In most cases, an attribute is identified for each entity that will act as a key. This attribute could be a customer number, a product number, or simply an attribute to serve no other purpose than to act as a key identifier. When an attribute is added solely for the sake of being an identifier, it is known as a surrogate key. Whether you use a natural or surrogate key, that key will represent an important part in establishing relationships. In most circles surrogate keys are preferred because there is never a need to have this surrogate key change. The process of altering a key value can have repercussions on the business process and can also effect many elements of the database system.

A longtime favorite answer on Microsoft database exams is to use surrogate keys in all entities. As mentioned previously, there are several benefits to doing this.

A foreign key is used to tie one entity to the primary key or unique data value of another entity. The relationship is created for the purpose of creating a dependency between the entities. A single attribute or combination of attributes can act as a foreign key depending on the makeup of the referenced primary key. A foreign key doesn't have to be unique. In fact, foreign keys are often in a many-to-one relationship with a primary key in another entity. Foreign key values* should be copies of the primary key values. No value in the foreign key, except a null value, should ever exist unless the same value exists in the primary key of the referenced entity.

A foreign key works in conjunction with a primary key or some other unique attribute to enforce referential integrity among entities. A relationship is created to enforce referential integrity between these two related entities. Foreign key connections may not be fully recognized for the model until you begin to look at the interrelationships of the entities. After a relationship is defined, the connection developed for the relationship will contain the foreign key pointing to the correlated primary key attribute.

For a foreign key to be created, a primary key must first be properly defined. Once defined, this primary key can be referenced by the foreign key. To quickly summarize the use of primary keys, keep the following in mind:

• Primary keys consist of sets of attributes whose values uniquely identify the rows in an entity.

• Primary keys give an ID to a row. They make the row unique throughout the entity. This means that rows can easily be located by this identifier.

• Primary keys can be used only for columns or attributes that don't allow empty entries. Allowing empty values would mean that a row would not be uniquely identified.

• The attribute chosen to hold a primary key must have values unique throughout the entity.

Foreign keys help in the relational process between two entities. When a primary key is created on a parent entity, it is connected to another entity by linking to the other entity's foreign key. For example, in an invoice situation, there are usually two entities: one for invoice general information and the other for invoice details. The invoice details would contain a hook on to the invoice general entity through the use of a foreign key, potentially the invoice number or a surrogate key.
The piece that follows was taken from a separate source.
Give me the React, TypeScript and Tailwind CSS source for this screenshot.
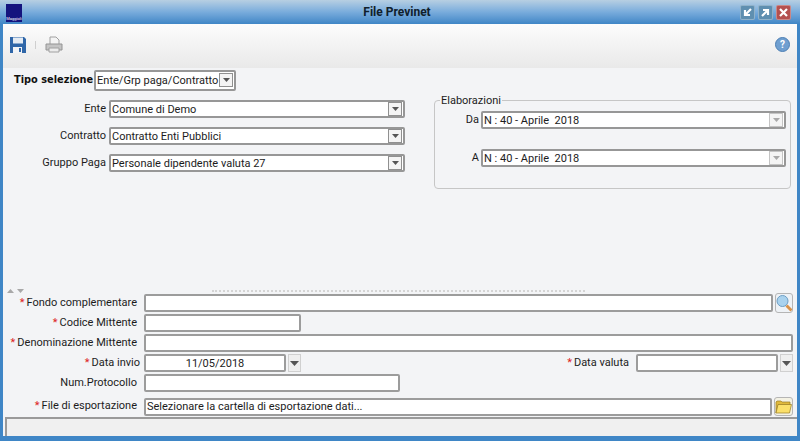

Keys are usually created as part of the table creation process, but they can be added to the table after the initial generation. The syntax for the creation of keys and their association to tables are discussed in Chapter 3.

Before we are ready to draw all relationships into the model, the data model should begin a process of normalization. Some of the relationships can no doubt already be seen; however, when normalization standards are applied to the model, more relationships may be found. Only after the model has been fully normalized will you have a complete view of the entity relationships.